The colonial period of U.S. history contains a variety of interesting lessons. One of these pertains to the concept of a "virtuoso." The virtuoso was primarily characterized by curiosity. Rather than being overly specialized, the virtuoso explored a wide range of interests. The study of nature, art, literature, and theology all would have been pursuits common to this stereotype. This blog aspires to take this early category and use it as a point of departure for exploration and reflection.
Monday, August 29, 2016
Blame and the Distance of Time
"Because the content of blame depends in this way on the significance of the agent and the agents' faults for the person doing the blaming, its content is attenuated in the case of agents who lived long ago and have no significance for or effect on our lives.

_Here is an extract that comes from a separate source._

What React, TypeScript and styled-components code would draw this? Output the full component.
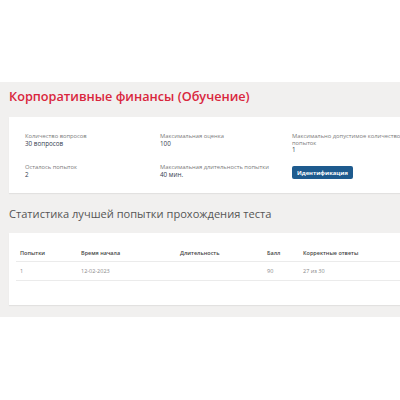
import React, { FC } from "react";
import styled, { createGlobalStyle } from "styled-components";

const GlobalStyle = createGlobalStyle`
  html, body {
    margin: 0;
    padding: 0;
    background: #fff;
    overflow-x: hidden;
  }
  body {
    font-family: "Open Sans", "Noto Sans", sans-serif;
  }
`;

const TopBar = styled.div`
  height: 82px;
  background: #fff;
`;

const Section = styled.section`
  background: #f1f0ef;
  padding: 5px 0 12px 9px;
  overflow: hidden;
`;

const Title = styled.h1`
  margin: 0 0 11px 0;
  font-size: 12.7px;
  font-weight: 600;
  color: #d9263d;
  line-height: 19px;
`;

const Card = styled.div`
  width: 420px;
  background: #fff;
  box-shadow: 0 1px 1px rgba(0, 0, 0, 0.06);
`;

const InfoCard = styled(Card)`
  padding: 16px 0 14px 16px;
  display: grid;
  grid-template-columns: 135px 132px 1fr;
  row-gap: 10px;
  align-items: start;
`;

const Field = styled.div<{ $narrow?: boolean }>`
  display: flex;
  flex-direction: column;
  max-width: ${(p) => (p.$narrow ? "112px" : "none")};
`;

const Label = styled.span`
  font-size: 5.8px;
  line-height: 6.5px;
  color: #7a7a7a;
`;

const Value = styled.span`
  font-size: 6.3px;
  line-height: 8px;
  color: #34404f;
`;

const Button = styled.button`
  margin-top: 2px;
  width: 61px;
  height: 13px;
  padding: 0;
  border: none;
  border-radius: 2px;
  background: #1e5b8e;
  color: #fff;
  font-family: inherit;
  font-size: 5.8px;
  font-weight: 700;
  cursor: pointer;
`;

const SubTitle = styled.h2`
  margin: 13px 0 11px 0;
  font-size: 11.1px;
  font-weight: 400;
  color: #555;
  line-height: 16px;
`;

const TableCard = styled(Card)`
  padding: 13px 0 24px 7px;
`;

const Table = styled.table`
  width: 100%;
  border-collapse: collapse;
  table-layout: fixed;
`;

const Th = styled.th<{ $w?: number }>`
  width: ${(p) => (p.$w ? `${p.$w}px` : "auto")};
  text-align: left;
  font-size: 5.5px;
  font-weight: 600;
  color: #444;
  padding: 3px 4px 4px 4px;
  border-bottom: 1px solid #ebebeb;
`;

const Td = styled.td`
  text-align: left;
  font-size: 5.5px;
  color: #888;
  padding: 5px 4px 5px 4px;
  border-bottom: 1px solid #ebebeb;
`;

const App: FC = () => {
  return (
    <>
      <GlobalStyle />
      <TopBar />
      <Section>
        <Title>Корпоративные финансы (Обучение)</Title>
        <InfoCard>
          <Field>
            <Label>Количество вопросов</Label>
            <Value>30 вопросов</Value>
          </Field>
          <Field>
            <Label>Максимальная оценка</Label>
            <Value>100</Value>
          </Field>
          <Field $narrow>
            <Label>Максимально допустимое количество попыток</Label>
            <Value>1</Value>
          </Field>
          <Field>
            <Label>Осталось попыток</Label>
            <Value>2</Value>
          </Field>
          <Field>
            <Label>Максимальная длительность попытки</Label>
            <Value>40 мин.</Value>
          </Field>
          <Field>
            <Button>Идентификация</Button>
          </Field>
        </InfoCard>
        <SubTitle>Статистика лучшей попытки прохождения теста</SubTitle>
        <TableCard>
          <Table>
            <thead>
              <tr>
                <Th $w={53}>Попытки</Th>
                <Th $w={91}>Время начала</Th>
                <Th $w={79}>Длительность</Th>
                <Th $w={28}>Балл</Th>
                <Th>Корректные ответы</Th>
              </tr>
            </thead>
            <tbody>
              <tr>
                <Td>1</Td>
                <Td>12-02-2023</Td>
                <Td></Td>
                <Td>90</Td>
                <Td>27 из 30</Td>
              </tr>
            </tbody>
          </Table>
        </TableCard>
      </Section>
    </>
  );
};

export default App;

We can judge such people to be blameworthy, but such a judgment has mainly vicarious significance, as a judgment about how it would have been appropriate for those closer to the agent to understand their relations with him. [...] Being the victim of an action by some stranger makes it the case that that person has had a distinctive role in our life, as the author of an event that we have to come to terms with. it thus gives our attitude toward that person a distinctive significance, even if we will never interact with that person in the future and therefore do not need to decide how to behave toward him or her. The fact that some historical agent, such as Hitler, caused terrible harm for people we know, or their families, can also give blame greater significance." ~ T.M. Scanlon, Moral Dimensions: Permissibility, Meaning, Blame (Cambridge, MA: Belknap Press) pp. 146-147.